Today, Reese noted, the danger has flipped. Lettuce and other leafy greens now cause far more outbreaks than hamburgers, largely because they’re grown near cattle operations, can be contaminated by irrigation water and are eaten raw with no cooking steps to kill pathogens. 

“The lettuce on top of those burgers is the culprit,” Reese told Fox News Digital.

He said he never eats salad or bagged lettuce while dining out. 

“Seeing the victims I’ve represented go into kidney failure and need dialysis for life just from one restaurant salad is eye-opening.”

“Most Americans don’t seem to think it will happen to them,” Reese added. “Yet the numbers don’t lie.”
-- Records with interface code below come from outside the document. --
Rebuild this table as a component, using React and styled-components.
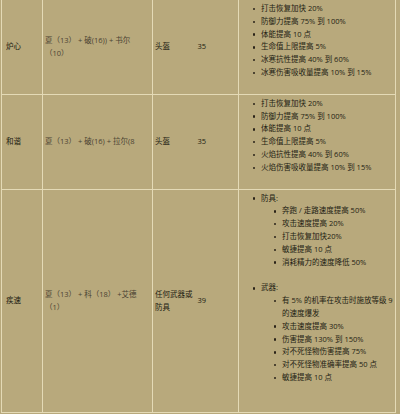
import styled, { createGlobalStyle } from "styled-components";

const GlobalStyle = createGlobalStyle`
  html, body {
    margin: 0;
    background: #b8a97c;
  }
  body {
    font-family: "Open Sans", "Noto Sans CJK SC", sans-serif;
  }
`;

const Table = styled.table`
  border-collapse: collapse;
  table-layout: fixed;
  width: 395px;
  margin: -1px 0 0 1px;
  font-size: 7.5px;
  line-height: 12.8px;
`;

const Cell = styled.td`
  border: 1px solid #e4dab6;
  padding: 2px 2px 2px ${(p) => p.$padLeft ?? 2}px;
  vertical-align: ${(p) => (p.$top ? "top" : "middle")};
  color: ${(p) => (p.$muted ? "#4b4333" : "#211b11")};
  ${(p) => p.$joinRight && "border-right-style: hidden;"}
`;

const List = styled.ul`
  list-style: none;
  margin: 0 0 ${(p) => (p.$nested ? 13 : 0)}px;
  padding: 0 0 ${(p) => (p.$nested ? 0 : 13)}px ${(p) => (p.$nested ? 21 : 20)}px;
`;

const Item = styled.li`
  color: #231d13;

  &::before {
    content: "";
    display: inline-block;
    width: 2.5px;
    height: 2.5px;
    border-radius: 50%;
    background: #2a2318;
    margin: 0 6px 0 -8.5px;
    vertical-align: middle;
  }
`;

const rows = [
  {
    name: "炉心",
    recipe: ["夏（13） + 破(16)) + 书尔", "（10）"],
    slot: "头盔",
    level: "35",
    mods: [
      "打击恢复加快 20%",
      "防御力提高 75% 到 100%",
      "体能提高 10 点",
      "生命值上限提高 5%",
      "冰寒抗性提高 40% 到 60%",
      "冰寒伤害吸收量提高 10% 到 15%",
    ],
  },
  {
    name: "和谐",
    recipe: ["夏（13） + 破(16) + 拉尔(8"],
    slot: "头盔",
    level: "35",
    mods: [
      "打击恢复加快 20%",
      "防御力提高 75% 到 100%",
      "体能提高 10 点",
      "生命值上限提高 5%",
      "火焰抗性提高 40% 到 60%",
      "火焰伤害吸收量提高 10% 到 15%",
    ],
  },
];

const armor = [
  "奔跑 / 走路速度提高 50%",
  "攻击速度提高 20%",
  "打击恢复加快20%",
  "敏捷提高 10 点",
  "消耗精力的速度降低 50%",
];

const weapon = [
  "攻击速度提高 30%",
  "伤害提高 130% 到 150%",
  "对不死怪物伤害提高 75%",
  "对不死怪物准确率提高 50 点",
  "敏捷提高 10 点",
];

function App() {
  return (
    <>
      <GlobalStyle />
      <Table>
        <colgroup>
          <col style={{ width: 41 }} />
          <col style={{ width: 110 }} />
          <col style={{ width: 43 }} />
          <col style={{ width: 43 }} />
          <col />
        </colgroup>
        <tbody>
          {rows.map((r) => (
            <tr key={r.name}>
              <Cell $padLeft={4}>{r.name}</Cell>
              <Cell $muted>
                {r.recipe.map((line, i) => (
                  <span key={line}>
                    {i > 0 && <br />}
                    {line}
                  </span>
                ))}
              </Cell>
              <Cell $joinRight>{r.slot}</Cell>
              <Cell>{r.level}</Cell>
              <Cell $top>
                <List>
                  {r.mods.map((m) => (
                    <Item key={m}>{m}</Item>
                  ))}
                </List>
              </Cell>
            </tr>
          ))}
          <tr>
            <Cell $padLeft={4}>疾速</Cell>
            <Cell $muted>
              夏（13） + 科（18） +艾德
              <br />
              （1）
            </Cell>
            <Cell $joinRight>任何武器或防具</Cell>
            <Cell>39</Cell>
            <Cell $top>
              <List>
                <Item>
                  防具:
                  <List $nested>
                    {armor.map((m) => (
                      <Item key={m}>{m}</Item>
                    ))}
                  </List>
                </Item>
                <Item>
                  武器:
                  <List $nested>
                    <Item>
                      有 5% 的机率在攻击时施放等级 9<br />的速度爆发
                    </Item>
                    {weapon.map((m) => (
                      <Item key={m}>{m}</Item>
                    ))}
                  </List>
                </Item>
              </List>
            </Cell>
          </tr>
        </tbody>
      </Table>
    </>
  );
}

export default App;
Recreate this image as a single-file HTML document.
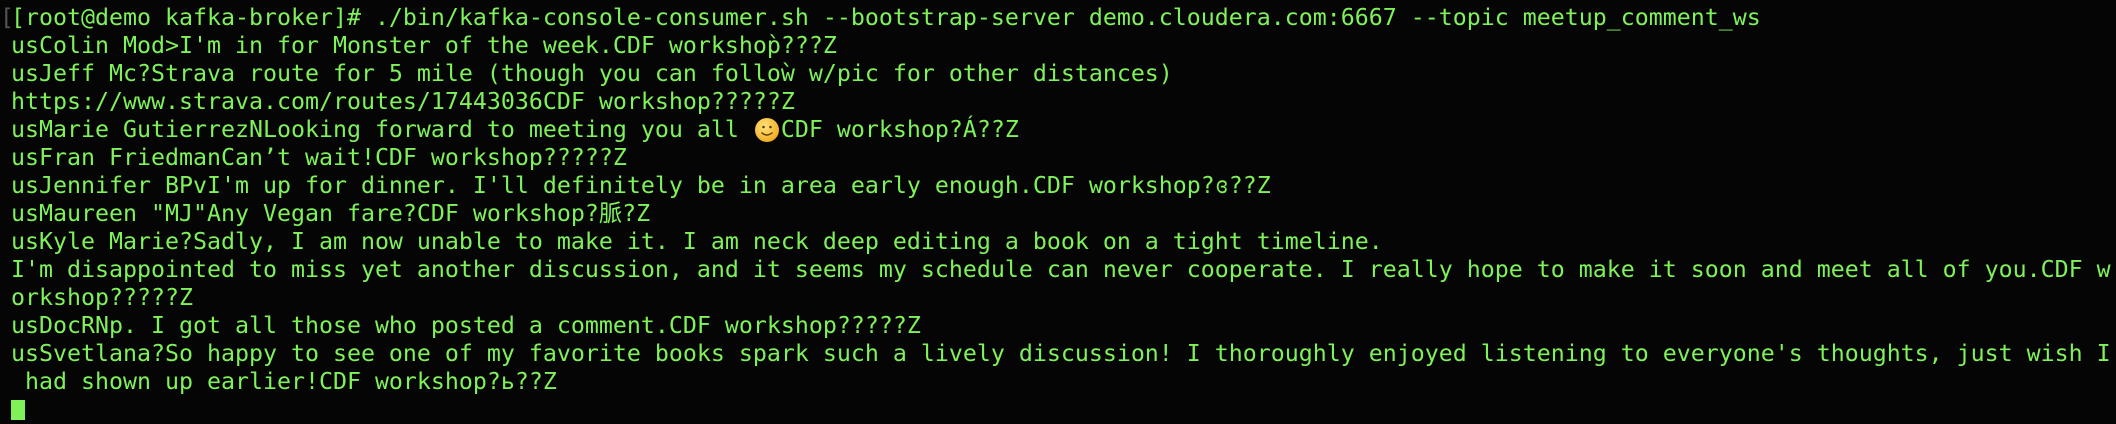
<!DOCTYPE html>
<html><head><meta charset="utf-8"><style>
html,body{margin:0;padding:0;background:#050505;width:2116px;height:412px;overflow:hidden}
pre{margin:0;position:absolute;left:11px;top:4px;font-family:"DejaVu Sans Mono","Noto Sans CJK SC",monospace;font-size:23.25px;line-height:28px;color:#7ff25a;white-space:pre}
.dim{position:absolute;left:0;top:4px;font-family:"DejaVu Sans Mono",monospace;font-size:23.25px;line-height:28px;color:#555}
.emo{display:inline-block;width:28px;height:28px;vertical-align:top;position:relative}
.emo svg{position:absolute;left:1px;top:1px}
.cur{display:inline-block;width:14px;height:20px;background:#7ff25a;vertical-align:top;margin-top:4px}
</style></head><body>
<div class="dim">[</div>
<pre>[root@demo kafka-broker]# ./bin/kafka-console-consumer.sh --bootstrap-server demo.cloudera.com:6667 --topic meetup_comment_ws
usColin Mod&gt;I'm in for Monster of the week.CDF workshop&#768;???Z
usJeff Mc?Strava route for 5 mile (though you can follow&#768; w/pic for other distances)
https://www.strava.com/routes/17443036CDF workshop?????Z
usMarie GutierrezNLooking forward to meeting you all <span class="emo"><svg width="26" height="26" viewBox="0 0 26 26"><defs><radialGradient id="g" cx="0.4" cy="0.35" r="0.7"><stop offset="0" stop-color="#ffe27a"/><stop offset="1" stop-color="#f2a91c"/></radialGradient></defs><circle cx="13" cy="13" r="12" fill="url(#g)"/><circle cx="9.5" cy="10" r="1.3" fill="#5a3a10"/><circle cx="16.5" cy="10" r="1.3" fill="#5a3a10"/><path d="M7.5 15.5 Q13 20.5 18.5 15.5" stroke="#5a3a10" stroke-width="1.4" fill="none"/></svg></span>CDF workshop?Á??Z
usFran FriedmanCan’t wait!CDF workshop?????Z
usJennifer BPvI'm up for dinner. I'll definitely be in area early enough.CDF workshop?ɞ??Z
usMaureen "MJ"Any Vegan fare?CDF workshop?脈?Z
usKyle Marie?Sadly, I am now unable to make it. I am neck deep editing a book on a tight timeline.
I'm disappointed to miss yet another discussion, and it seems my schedule can never cooperate. I really hope to make it soon and meet all of you.CDF w
orkshop?????Z
usDocRNp. I got all those who posted a comment.CDF workshop?????Z
usSvetlana?So happy to see one of my favorite books spark such a lively discussion! I thoroughly enjoyed listening to everyone's thoughts, just wish I
 had shown up earlier!CDF workshop?ь??Z
<span class="cur"></span></pre>
</body></html>
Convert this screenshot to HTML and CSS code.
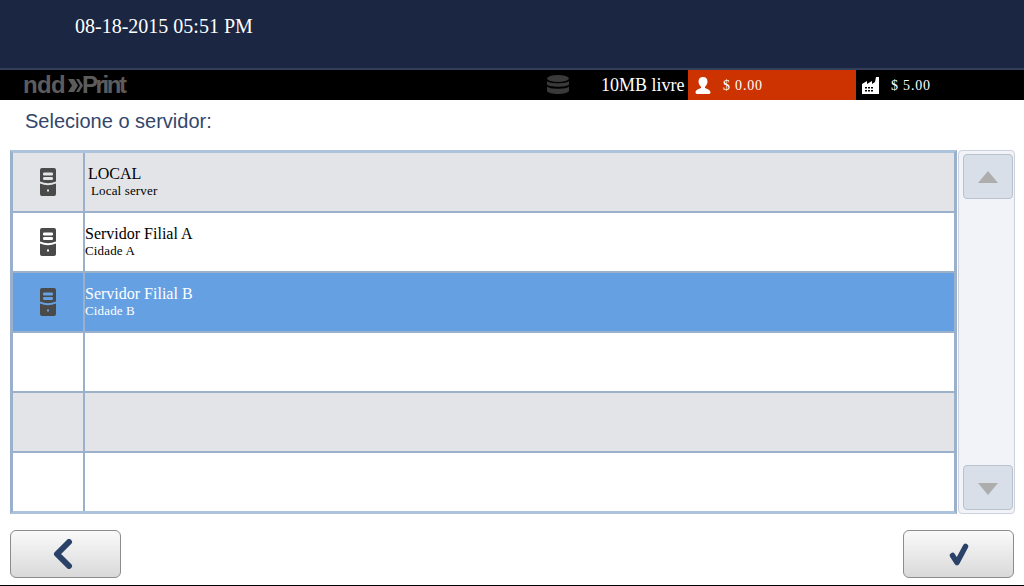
FILE: index.html
```html
<!DOCTYPE html>
<html lang="pt">
<head>
<meta charset="utf-8">
<title>Selecione o servidor</title>
<link rel="stylesheet" href="styles.css">
</head>
<body>
<svg class="defs" width="0" height="0" aria-hidden="true">
  <defs>
    <symbol id="server" viewBox="0 0 16 28">
      <path fill="#4a4a4a" d="M2 0H14a2 2 0 0 1 2 2V13.500Q8 17 0 13.500V2a2 2 0 0 1 2-2ZM0 15.500Q8 19 16 15.500V26a2 2 0 0 1-2 2H2a2 2 0 0 1-2-2Z"/>
      <rect fill="currentColor" x="3" y="4.500" width="10" height="3" rx="1.200"/>
      <rect fill="currentColor" x="3" y="9" width="10" height="3" rx="1.200"/>
      <rect fill="currentColor" x="7" y="21.500" width="2" height="2"/>
    </symbol>
  </defs>
</svg>
<header class="top">
  <div class="clock">08-18-2015 05:51 PM</div>
</header>
<div class="status">
  <div class="logo"><span class="logo-ndd">ndd</span><svg class="logo-mark" width="15" height="15" viewBox="0 0 15 15"><path fill="#5c5c5c" d="M0 1H6L10 7.500 6 14H0L4 7.500ZM8 1H11L15 7.500 11 14H8L12 7.500Z"/></svg><span class="logo-print">Print</span></div>
  <svg class="db" width="22" height="20" viewBox="0 0 22 20"><g fill="#3a3a3a"><ellipse cx="11" cy="3.500" rx="11" ry="3.500"/><path d="M0 6C2 9 20 9 22 6V9.500C20 12.500 2 12.500 0 9.500ZM0 11.500C2 14.500 20 14.500 22 11.500V16C20 20 2 20 0 16Z"/></g></svg>
  <div class="free">10MB livre</div>
  <div class="quota user">
    <svg width="16" height="17" viewBox="0 0 16 17"><path fill="#fff" d="M8 0C11 0 12.500 2 12.500 4.500 12.500 7 11 9 10 9.800V11C12 12 15 12.500 15.500 15 15.500 16 15 17 14 17H2C1 17 .5 16 .5 15 1 12.500 4 12 6 11V9.800C5 9 3.500 7 3.500 4.500 3.500 2 5 0 8 0Z"/></svg>
    <span class="amount">$ 0.00</span>
  </div>
  <div class="quota company">
    <svg width="17" height="17" viewBox="0 0 17 17"><path fill="#fff" fill-rule="evenodd" d="M0 7L5 4V7L10 4V7L13 5 14 0H17V17H0ZM3 10V11.500H5V10ZM6 10V11.500H8V10ZM9 10V11.500H11V10ZM3 13V14.500H5V13ZM6 13V14.500H8V13ZM9 13V14.500H11V13Z"/></svg>
    <span class="amount">$ 5.00</span>
  </div>
</div>
<h1 class="title">Selecione o servidor:</h1>
<main class="picker">
  <div class="list">
    <div class="row alt">
      <div class="cell-icon"><svg class="server" width="16" height="28"><use href="#server"/></svg></div>
      <div class="cell-text first"><div class="name">LOCAL</div><div class="sub">Local server</div></div>
    </div>
    <div class="row">
      <div class="cell-icon"><svg class="server" width="16" height="28"><use href="#server"/></svg></div>
      <div class="cell-text"><div class="name">Servidor Filial A</div><div class="sub">Cidade A</div></div>
    </div>
    <div class="row selected">
      <div class="cell-icon"><svg class="server" width="16" height="28"><use href="#server"/></svg></div>
      <div class="cell-text"><div class="name">Servidor Filial B</div><div class="sub">Cidade B</div></div>
    </div>
    <div class="row"><div class="cell-icon"></div><div class="cell-text"></div></div>
    <div class="row alt"><div class="cell-icon"></div><div class="cell-text"></div></div>
    <div class="row"><div class="cell-icon"></div><div class="cell-text"></div></div>
  </div>
  <div class="scroll">
    <button class="scroll-btn" type="button" aria-label="Subir"><svg width="20" height="12" viewBox="0 0 20 12"><path fill="#adadad" d="M10 0L20 12H0Z"/></svg></button>
    <button class="scroll-btn down" type="button" aria-label="Descer"><svg width="20" height="12" viewBox="0 0 20 12"><path fill="#adadad" d="M0 0H20L10 12Z"/></svg></button>
  </div>
</main>
<footer class="actions">
  <button class="action back" type="button" aria-label="Voltar"><svg width="20" height="30" viewBox="0 0 20 30"><path fill="none" stroke="#2b4268" stroke-width="6" stroke-linecap="round" stroke-linejoin="round" d="M16 3L4 15 16 27"/></svg></button>
  <button class="action" type="button" aria-label="Confirmar"><svg width="20" height="23" viewBox="0 0 20 23"><path fill="none" stroke="#2b4268" stroke-width="5.500" stroke-linecap="round" stroke-linejoin="round" d="M3.500 12.500L8 19.500 16.500 3.500"/></svg></button>
</footer>
</body>
</html>
```
FILE: styles.css
```css
* { box-sizing: border-box; }
html, body { margin: 0; padding: 0; }
body {
  width: 1024px;
  height: 586px;
  overflow: hidden;
  position: relative;
  background: #fff;
  font-family: "Liberation Serif", "Times New Roman", serif;
  border-bottom: 1px solid #000;
}
.defs { display: block; height: 0; }
.top {
  height: 70px;
  background: #1a2642;
  border-bottom: 2px solid #333f58;
  padding: 15px 0 0 75px;
}
.clock { color: #fff; font-size: 20px; line-height: 22px; }
.status {
  height: 30px;
  background: #000;
  display: flex;
  align-items: center;
  color: #fff;
}
.logo {
  width: 546px;
  padding-left: 23px;
  display: flex;
  align-items: center;
  font-family: "Liberation Sans", Arial, sans-serif;
  font-weight: 700;
  font-size: 24px;
  color: #5c5c5c;
  line-height: 30px;
}
.logo-ndd { width: 45px; letter-spacing: -.6px; }
.logo-print { letter-spacing: -2.400px; }
.logo-mark { flex: none; margin-right: -1px; }
.db { margin-left: 1px; }
.free { margin-left: 32px; width: 87px; font-size: 18px; white-space: nowrap; }
.quota {
  height: 30px;
  display: flex;
  align-items: center;
  font-size: 14px;
  letter-spacing: .8px;
}
.amount { padding-top: 2px; }
.quota.user { width: 168px; background: #cc3300; padding-left: 7px; gap: 12px; }
.quota.company { padding-left: 6px; gap: 12px; }
.title {
  margin: 0;
  height: 50px;
  padding: 10px 0 0 25px;
  font-family: "Liberation Sans", Arial, sans-serif;
  font-weight: 400;
  font-size: 20px;
  line-height: 22px;
  color: #33466b;
}
.picker { display: flex; padding-left: 10px; height: 364px; }
.list {
  width: 947px;
  height: 364px;
  border: 3px solid #adc2dc;
  border-left-color: #9bb0cb;
  border-right-color: #9bb0cb;
  display: flex;
  flex-direction: column;
}
.row {
  height: 60px;
  display: flex;
  background: #fff;
  color: #fff;
  border-bottom: 2px solid #9bb0cb;
}
.row:last-child { border-bottom: 0; height: 58px; }
.row.alt { background: #e2e4e8; color: #e2e4e8; }
.row.selected { background: #65a0e3; color: #65a0e3; }
.cell-icon {
  width: 72px;
  border-right: 2px solid #9bb0cb;
  display: flex;
  align-items: center;
  justify-content: center;
}
.cell-text { flex: 1; padding: 12px 0 0 0; color: #000; }
.selected .cell-text { color: #fff; }
.cell-text.first { padding-left: 3px; }
.name { font-size: 16px; line-height: 18px; white-space: nowrap; }
.sub { font-size: 13px; line-height: 16px; letter-spacing: .15px; white-space: nowrap; }
.first .sub { padding-left: 3px; }
.scroll {
  width: 57px;
  margin-left: 1px;
  height: 364px;
  background: #f2f3f8;
  border: 1px solid #cdd3dd;
  border-radius: 4px;
  padding: 3px 1px 3px 4px;
  display: flex;
  flex-direction: column;
  justify-content: space-between;
}
.scroll-btn {
  width: 50px;
  height: 45px;
  padding: 0;
  background: #d8dfe8;
  border: 1px solid #b9c2cd;
  border-radius: 4px;
  display: flex;
  align-items: center;
  justify-content: center;
}
.scroll-btn.down { padding-top: 3px; }
.actions {
  display: flex;
  justify-content: space-between;
  padding: 16px 10px 0 10px;
}
.action {
  width: 111px;
  height: 48px;
  padding: 0;
  border: 1px solid #8c8c8c;
  border-radius: 6px;
  background: linear-gradient(#fafafa, #d9d9d9);
  display: flex;
  align-items: center;
  justify-content: center;
}
.action.back { padding-right: 6px; }
```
About 48 million Americans get sick from foodborne illnesses each year — roughly 1 in 6 people — according to the Centers for Disease Control and Prevention (CDC), leading to an estimated 128,000 hospitalizations and 3,000 deaths. 

The agency notes the US food supply remains among the world’s safest, yet produce accounts for a significant share of cases, particularly norovirus, the nation’s leading foodborne illness.

The risk for young children, pregnant women, the elderly and immunocompromised people, is especially not “worth the gamble,” he said. 

New Jersey dietitian and former food safety inspector Tina Marinaccio agreed.

“Most Americans are completely clueless about what happens to their food before it gets to their plates,” she told Fox News Digital.

But Marinaccio disagreed with Marler’s opinion that steaks must be cooked well-done. 

“If you’re not immunocompromised or pregnant, get the rare steak,” she said.

E. coli would be killed on the surface during normal cooking, she said.

She added that the real concern is ground beef, where bacteria can be mixed throughout the meat and must reach 160 degrees Fahrenheit to be safe.

Despite the dangers, experts stress that many foodborne illnesses are preventable. 

Marinaccio said proper handwashing and better glove training are essential, as poor hygiene is one of the most common sources of contamination. 

Le added that fully cooking meats, treating bagged salads as higher-risk foods and cutting produce at home can significantly reduce the chances of getting sick.